## Start RECORDS SUPPLIED
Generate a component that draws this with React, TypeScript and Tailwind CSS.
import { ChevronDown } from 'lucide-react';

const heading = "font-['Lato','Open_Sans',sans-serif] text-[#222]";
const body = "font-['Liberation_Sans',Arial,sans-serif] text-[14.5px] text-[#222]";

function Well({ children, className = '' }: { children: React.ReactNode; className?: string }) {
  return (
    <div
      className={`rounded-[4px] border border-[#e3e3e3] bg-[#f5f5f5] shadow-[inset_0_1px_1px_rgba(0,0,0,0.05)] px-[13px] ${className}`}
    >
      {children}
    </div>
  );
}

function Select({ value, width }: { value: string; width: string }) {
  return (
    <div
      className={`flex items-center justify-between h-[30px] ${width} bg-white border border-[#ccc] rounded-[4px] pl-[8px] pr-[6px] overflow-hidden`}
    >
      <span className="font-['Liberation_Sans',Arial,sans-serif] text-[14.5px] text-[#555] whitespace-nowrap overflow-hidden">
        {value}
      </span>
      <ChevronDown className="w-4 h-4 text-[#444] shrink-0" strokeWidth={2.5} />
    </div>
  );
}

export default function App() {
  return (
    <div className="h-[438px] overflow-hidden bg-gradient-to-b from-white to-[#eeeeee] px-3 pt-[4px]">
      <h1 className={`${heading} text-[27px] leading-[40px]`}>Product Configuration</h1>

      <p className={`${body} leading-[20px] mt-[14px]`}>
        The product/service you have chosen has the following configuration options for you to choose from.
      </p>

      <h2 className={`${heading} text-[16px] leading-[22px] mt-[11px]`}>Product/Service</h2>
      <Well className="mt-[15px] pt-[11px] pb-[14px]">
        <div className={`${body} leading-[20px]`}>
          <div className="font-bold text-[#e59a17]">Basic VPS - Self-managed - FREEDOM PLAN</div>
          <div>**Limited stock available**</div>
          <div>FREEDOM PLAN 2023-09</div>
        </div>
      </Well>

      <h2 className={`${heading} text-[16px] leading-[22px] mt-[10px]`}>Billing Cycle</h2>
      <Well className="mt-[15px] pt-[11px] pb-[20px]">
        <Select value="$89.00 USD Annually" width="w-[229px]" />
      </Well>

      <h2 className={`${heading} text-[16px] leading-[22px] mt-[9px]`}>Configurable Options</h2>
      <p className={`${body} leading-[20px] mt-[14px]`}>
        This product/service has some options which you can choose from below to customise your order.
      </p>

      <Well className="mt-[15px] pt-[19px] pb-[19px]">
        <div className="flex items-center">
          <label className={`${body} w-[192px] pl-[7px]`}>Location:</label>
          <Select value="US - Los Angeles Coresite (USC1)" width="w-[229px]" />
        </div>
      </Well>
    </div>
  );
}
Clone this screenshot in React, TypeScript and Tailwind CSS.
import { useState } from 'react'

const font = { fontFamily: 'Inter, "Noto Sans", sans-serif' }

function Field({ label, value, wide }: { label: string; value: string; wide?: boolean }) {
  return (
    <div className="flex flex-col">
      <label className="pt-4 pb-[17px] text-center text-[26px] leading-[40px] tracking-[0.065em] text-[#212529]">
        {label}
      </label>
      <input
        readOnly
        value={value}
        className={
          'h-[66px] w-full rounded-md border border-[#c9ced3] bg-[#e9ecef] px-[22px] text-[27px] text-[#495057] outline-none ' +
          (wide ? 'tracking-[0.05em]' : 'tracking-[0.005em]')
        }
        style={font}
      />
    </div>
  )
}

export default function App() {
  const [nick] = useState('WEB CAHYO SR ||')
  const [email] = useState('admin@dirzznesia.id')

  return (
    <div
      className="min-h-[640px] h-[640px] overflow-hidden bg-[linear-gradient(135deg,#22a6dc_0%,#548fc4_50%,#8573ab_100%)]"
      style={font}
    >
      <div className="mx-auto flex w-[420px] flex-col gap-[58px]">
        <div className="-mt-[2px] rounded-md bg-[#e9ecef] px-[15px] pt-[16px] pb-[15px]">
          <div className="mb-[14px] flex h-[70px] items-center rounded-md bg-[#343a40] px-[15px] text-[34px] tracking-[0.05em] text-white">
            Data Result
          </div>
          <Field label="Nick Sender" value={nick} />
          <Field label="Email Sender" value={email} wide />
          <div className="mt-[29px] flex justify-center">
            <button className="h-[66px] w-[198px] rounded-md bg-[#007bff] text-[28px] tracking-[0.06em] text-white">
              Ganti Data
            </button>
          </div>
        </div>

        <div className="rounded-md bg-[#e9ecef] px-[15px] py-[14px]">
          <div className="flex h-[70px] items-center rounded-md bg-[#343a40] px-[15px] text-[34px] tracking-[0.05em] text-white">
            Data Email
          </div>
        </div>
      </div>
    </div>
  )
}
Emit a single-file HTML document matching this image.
## End RECORDS SUPPLIED
**STATED GOAL**
Output every entry shown above, exactly.

**OUTPUT FOR THIS TASK**
Generate a component that draws this with React, TypeScript and Tailwind CSS.
import { ChevronDown } from 'lucide-react';

const heading = "font-['Lato','Open_Sans',sans-serif] text-[#222]";
const body = "font-['Liberation_Sans',Arial,sans-serif] text-[14.5px] text-[#222]";

function Well({ children, className = '' }: { children: React.ReactNode; className?: string }) {
  return (
    <div
      className={`rounded-[4px] border border-[#e3e3e3] bg-[#f5f5f5] shadow-[inset_0_1px_1px_rgba(0,0,0,0.05)] px-[13px] ${className}`}
    >
      {children}
    </div>
  );
}

function Select({ value, width }: { value: string; width: string }) {
  return (
    <div
      className={`flex items-center justify-between h-[30px] ${width} bg-white border border-[#ccc] rounded-[4px] pl-[8px] pr-[6px] overflow-hidden`}
    >
      <span className="font-['Liberation_Sans',Arial,sans-serif] text-[14.5px] text-[#555] whitespace-nowrap overflow-hidden">
        {value}
      </span>
      <ChevronDown className="w-4 h-4 text-[#444] shrink-0" strokeWidth={2.5} />
    </div>
  );
}

export default function App() {
  return (
    <div className="h-[438px] overflow-hidden bg-gradient-to-b from-white to-[#eeeeee] px-3 pt-[4px]">
      <h1 className={`${heading} text-[27px] leading-[40px]`}>Product Configuration</h1>

      <p className={`${body} leading-[20px] mt-[14px]`}>
        The product/service you have chosen has the following configuration options for you to choose from.
      </p>

      <h2 className={`${heading} text-[16px] leading-[22px] mt-[11px]`}>Product/Service</h2>
      <Well className="mt-[15px] pt-[11px] pb-[14px]">
        <div className={`${body} leading-[20px]`}>
          <div className="font-bold text-[#e59a17]">Basic VPS - Self-managed - FREEDOM PLAN</div>
          <div>**Limited stock available**</div>
          <div>FREEDOM PLAN 2023-09</div>
        </div>
      </Well>

      <h2 className={`${heading} text-[16px] leading-[22px] mt-[10px]`}>Billing Cycle</h2>
      <Well className="mt-[15px] pt-[11px] pb-[20px]">
        <Select value="$89.00 USD Annually" width="w-[229px]" />
      </Well>

      <h2 className={`${heading} text-[16px] leading-[22px] mt-[9px]`}>Configurable Options</h2>
      <p className={`${body} leading-[20px] mt-[14px]`}>
        This product/service has some options which you can choose from below to customise your order.
      </p>

      <Well className="mt-[15px] pt-[19px] pb-[19px]">
        <div className="flex items-center">
          <label className={`${body} w-[192px] pl-[7px]`}>Location:</label>
          <Select value="US - Los Angeles Coresite (USC1)" width="w-[229px]" />
        </div>
      </Well>
    </div>
  );
}
Clone this screenshot in React, TypeScript and Tailwind CSS.
import { useState } from 'react'

const font = { fontFamily: 'Inter, "Noto Sans", sans-serif' }

function Field({ label, value, wide }: { label: string; value: string; wide?: boolean }) {
  return (
    <div className="flex flex-col">
      <label className="pt-4 pb-[17px] text-center text-[26px] leading-[40px] tracking-[0.065em] text-[#212529]">
        {label}
      </label>
      <input
        readOnly
        value={value}
        className={
          'h-[66px] w-full rounded-md border border-[#c9ced3] bg-[#e9ecef] px-[22px] text-[27px] text-[#495057] outline-none ' +
          (wide ? 'tracking-[0.05em]' : 'tracking-[0.005em]')
        }
        style={font}
      />
    </div>
  )
}

export default function App() {
  const [nick] = useState('WEB CAHYO SR ||')
  const [email] = useState('admin@dirzznesia.id')

  return (
    <div
      className="min-h-[640px] h-[640px] overflow-hidden bg-[linear-gradient(135deg,#22a6dc_0%,#548fc4_50%,#8573ab_100%)]"
      style={font}
    >
      <div className="mx-auto flex w-[420px] flex-col gap-[58px]">
        <div className="-mt-[2px] rounded-md bg-[#e9ecef] px-[15px] pt-[16px] pb-[15px]">
          <div className="mb-[14px] flex h-[70px] items-center rounded-md bg-[#343a40] px-[15px] text-[34px] tracking-[0.05em] text-white">
            Data Result
          </div>
          <Field label="Nick Sender" value={nick} />
          <Field label="Email Sender" value={email} wide />
          <div className="mt-[29px] flex justify-center">
            <button className="h-[66px] w-[198px] rounded-md bg-[#007bff] text-[28px] tracking-[0.06em] text-white">
              Ganti Data
            </button>
          </div>
        </div>

        <div className="rounded-md bg-[#e9ecef] px-[15px] py-[14px]">
          <div className="flex h-[70px] items-center rounded-md bg-[#343a40] px-[15px] text-[34px] tracking-[0.05em] text-white">
            Data Email
          </div>
        </div>
      </div>
    </div>
  )
}
Emit a single-file HTML document matching this image.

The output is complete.